In order to acquire parts, the player must buy them from fictional online stores, which sell new or used parts. For new parts, the player can choose between different shipping services: the shorter the delivery time, the more cash the player has to pay. The game offers 3 choices: next-day delivery, the standard option which costs 30 dollars; same day delivery, which spawns the parts immediately on the loading bay, but costs 100 dollars; and a slow but cheap delivery which can take from 3 to 5 working days but costs only 10 dollars. Used parts are shipped for free, but they usually take several days or even a couple of weeks to arrive. A calendar tracks the estimated delivery date for each product bought and the deadlines for the customers' orders.

As the player progresses, they will start seeing larger sums of cash stored in their banks, which could be spent improving their workshop. Some of the upgrades include additional workbenches (needed to accomplish tasks with more efficiency) and a cabinet (used to store computers and reduce clutter).

The player starts the game with a basic computer that can keep up with all the tasks required in order to fulfill the customers' orders. As the game progresses, the player can fully customize it (or even build a new one from scratch), either for convenience or mere aesthetics.

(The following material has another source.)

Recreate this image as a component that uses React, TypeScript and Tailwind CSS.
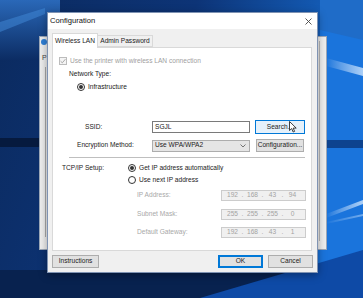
import { Fragment } from "react"

function Wallpaper() {
  return (
    <svg className="absolute inset-0" width="363" height="298" viewBox="0 0 363 298">
      <defs>
        <linearGradient id="base" x1="0" y1="0" x2="1" y2="0.3">
          <stop offset="0" stopColor="#0b2a5e" />
          <stop offset="0.5" stopColor="#0d3477" />
          <stop offset="1" stopColor="#1770d6" />
        </linearGradient>
        <linearGradient id="top" x1="0" y1="0" x2="0" y2="1">
          <stop offset="0" stopColor="#2a68b8" />
          <stop offset="1" stopColor="#0c2c63" />
        </linearGradient>
        <linearGradient id="beam" x1="0" y1="0" x2="1" y2="0">
          <stop offset="0" stopColor="#ffffff" stopOpacity="0" />
          <stop offset="1" stopColor="#cfe6ff" stopOpacity="0.8" />
        </linearGradient>
      </defs>
      <rect width="363" height="298" fill="url(#base)" />
      <rect width="60" height="60" fill="url(#top)" />
      <polygon points="0,22 45,8 45,14 0,32" fill="#3f86d6" opacity="0.55" />
      <rect x="0" y="138" width="40" height="9" fill="#061a3e" />
      <rect x="320" y="0" width="43" height="298" fill="#1a74dc" />
      <polygon points="320,0 363,0 363,40 320,30" fill="#1f6cc8" />
      <polygon points="326,58 363,68 363,76 326,66" fill="url(#beam)" />
      <rect x="320" y="140" width="43" height="8" fill="#0d438f" />
      <polygon points="326,214 363,200 363,204 326,218" fill="url(#beam)" />
      <polygon points="326,222 363,214 363,216 326,224" fill="url(#beam)" opacity="0.6" />
      <rect x="0" y="270" width="363" height="28" fill="#08224f" />
      <polygon points="200,298 363,250 363,298" fill="#0e4aa6" />
    </svg>
  )
}

function Check() {
  return (
    <span className="flex h-[8px] w-[8px] items-center justify-center border border-[#bcbcbc] bg-[#f4f4f4]">
      <svg width="6" height="6" viewBox="0 0 6 6">
        <path d="M0.6 3.2 L2.3 4.8 L5.4 1.2" fill="none" stroke="#a8a8a8" strokeWidth="1" />
      </svg>
    </span>
  )
}

function Radio({ on }: { on?: boolean }) {
  return (
    <span className="flex h-[8px] w-[8px] items-center justify-center rounded-full border border-[#333333] bg-white">
      {on && <span className="h-[4px] w-[4px] rounded-full bg-[#333333]" />}
    </span>
  )
}

function Btn({ label, className }: { label: string; className: string }) {
  return (
    <div className={`flex items-center justify-center border text-[#222222] ${className}`}>{label}</div>
  )
}

function IpBox({ parts }: { parts: string[] }) {
  return (
    <div className="ml-auto flex h-[11px] w-[85px] items-center border border-[#cccccc] bg-[#f0f0f0] pl-[2px] text-[#a3a3a3]">
      {parts.map((p, i) => (
        <Fragment key={i}>
          <span className="w-[17px] text-center">{p}</span>
          {i < 3 && <span className="w-[3px] text-center">.</span>}
        </Fragment>
      ))}
    </div>
  )
}

export default function App() {
  return (
    <div className="relative h-[298px] w-[363px] overflow-hidden font-['Liberation_Sans',Arial,sans-serif] text-[6.6px] leading-none">
      <Wallpaper />

      {/* window behind the dialog */}
      <div className="absolute left-[39px] top-[36px] h-[214px] w-[288px] border border-[#9ba7b8] bg-[#eeeeee]">
        <div className="ml-[1px] mt-[2px] h-[6px] w-[6px] rounded-full bg-[#2f7fd6]" />
        <div className="ml-[2px] mt-[9px] text-[7px] text-[#444444]">P</div>
        <div className="ml-[5px] mt-[6px] h-[170px] w-px bg-[#a9a9a9]" />
        <div className="absolute right-[6px] top-[4px] h-[200px] w-px bg-[#b8b8b8]" />
      </div>

      {/* dialog */}
      <div className="absolute left-[47px] top-[12px] flex h-[261px] w-[271px] flex-col border border-[#7f93b3] bg-[#f0f0f0] shadow-[0_2px_8px_rgba(0,0,0,0.35)]">
        <div className="flex h-[16px] items-center justify-between bg-white pl-[2px] pr-[5px]">
          <span className="text-[7.6px] text-[#111111]">Configuration</span>
          <svg width="7" height="7" viewBox="0 0 7 7">
            <path d="M0.5 0.5 L6.5 6.5 M6.5 0.5 L0.5 6.5" stroke="#444444" strokeWidth="0.9" />
          </svg>
        </div>

        <div className="px-[4px] pt-[3px]">
          <div className="flex h-[15px] items-end">
            <div className="relative z-10 -mb-px flex h-[15px] w-[46px] items-center justify-center border border-b-0 border-[#d9d9d9] bg-white text-[#222222]">
              Wireless LAN
            </div>
            <div className="flex h-[12px] w-[55px] items-center justify-center border border-l-0 border-[#d9d9d9] bg-[#f0f0f0] text-[#222222]">
              Admin Password
            </div>
          </div>

          <div className="flex h-[204px] w-[260px] flex-col border border-[#d9d9d9] bg-white text-[#222222]">
            <div className="ml-[6px] mt-[8px] flex h-[10px] items-center gap-[3px] text-[#a0a0a0]">
              <Check />
              <span>Use the printer with wireless LAN connection</span>
            </div>
            <div className="ml-[16px] mt-[3px] flex h-[10px] items-center">Network Type:</div>
            <div className="ml-[24px] mt-[3px] flex h-[10px] items-center gap-[3px]">
              <Radio on />
              <span>Infrastructure</span>
            </div>

            <div className="mt-[28px] flex h-[14px] items-center">
              <span className="ml-[32px] w-[67px]">SSID:</span>
              <div className="flex h-[12px] w-[98px] items-center border border-[#7a7a7a] pl-[2px]">SGJL</div>
              <Btn label="Search..." className="ml-[5px] h-[14px] w-[50px] border-[#0078d7] bg-[#e5f1fb]" />
            </div>
            <div className="mt-[5px] flex h-[13px] items-center">
              <span className="ml-[24px] w-[75px]">Encryption Method:</span>
              <div className="flex h-[12px] w-[98px] items-center justify-between border border-[#adadad] bg-[#e5e5e5] pl-[2px] pr-[3px]">
                <span>Use WPA/WPA2</span>
                <svg width="6" height="4" viewBox="0 0 6 4">
                  <path d="M0.5 0.5 L3 3 L5.5 0.5" fill="none" stroke="#555555" strokeWidth="0.8" />
                </svg>
              </div>
              <Btn label="Configuration..." className="ml-[6px] h-[13px] w-[48px] border-[#adadad] bg-[#e1e1e1]" />
            </div>

            <div className="ml-[16px] mt-[5px] h-px w-[236px] bg-[#bfbfbf]" />

            <div className="mt-[5px] flex h-[10px] items-center">
              <span className="ml-[9px] w-[66px]">TCP/IP Setup:</span>
              <Radio on />
              <span className="ml-[3px]">Get IP address automatically</span>
            </div>
            <div className="mt-[2px] flex h-[10px] items-center">
              <span className="ml-[75px]" />
              <Radio />
              <span className="ml-[3px]">Use next IP address</span>
            </div>

            <div className="ml-[84px] mr-[5px] mt-[5px] flex h-[11px] items-center text-[#a8a8a8]">
              <span>IP Address:</span>
              <IpBox parts={["192", "168", "43", "94"]} />
            </div>
            <div className="ml-[84px] mr-[5px] mt-[8px] flex h-[11px] items-center text-[#a8a8a8]">
              <span>Subnet Mask:</span>
              <IpBox parts={["255", "255", "255", "0"]} />
            </div>
            <div className="ml-[84px] mr-[5px] mt-[7px] flex h-[11px] items-center text-[#a8a8a8]">
              <span>Default Gateway:</span>
              <IpBox parts={["192", "168", "43", "1"]} />
            </div>
          </div>

          <div className="mt-[4px] flex items-center">
            <Btn label="Instructions" className="h-[13px] w-[47px] border-[#adadad] bg-[#e1e1e1]" />
            <Btn label="OK" className="ml-auto h-[13px] w-[45px] border-[#0078d7] bg-[#e1e1e1] shadow-[inset_0_0_0_1px_#0078d7]" />
            <Btn label="Cancel" className="ml-[5px] h-[13px] w-[45px] border-[#adadad] bg-[#e1e1e1]" />
          </div>
        </div>
      </div>

      {/* mouse pointer */}
      <svg className="absolute left-[289px] top-[121px]" width="8" height="12" viewBox="0 0 8 12">
        <path d="M0.5 0.5 L0.5 9.5 L2.7 7.6 L4.2 11 L5.6 10.4 L4.2 7.1 L7.2 7.1 Z" fill="#ffffff" stroke="#111111" strokeWidth="0.8" />
      </svg>
    </div>
  )
}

There is also an optional leaderboard that lists the best PCs built by the other players during their own career.

The player must pay the rent for the shop each month, as well as the electricity bill. Failing to do so will result in some hefty debt.

===== Inbox =====
The Inbox is where the player receives in-game messages from potential customers, and other messages ranging from discount alerts, to spam and plain scams. The player can accept or reject each request.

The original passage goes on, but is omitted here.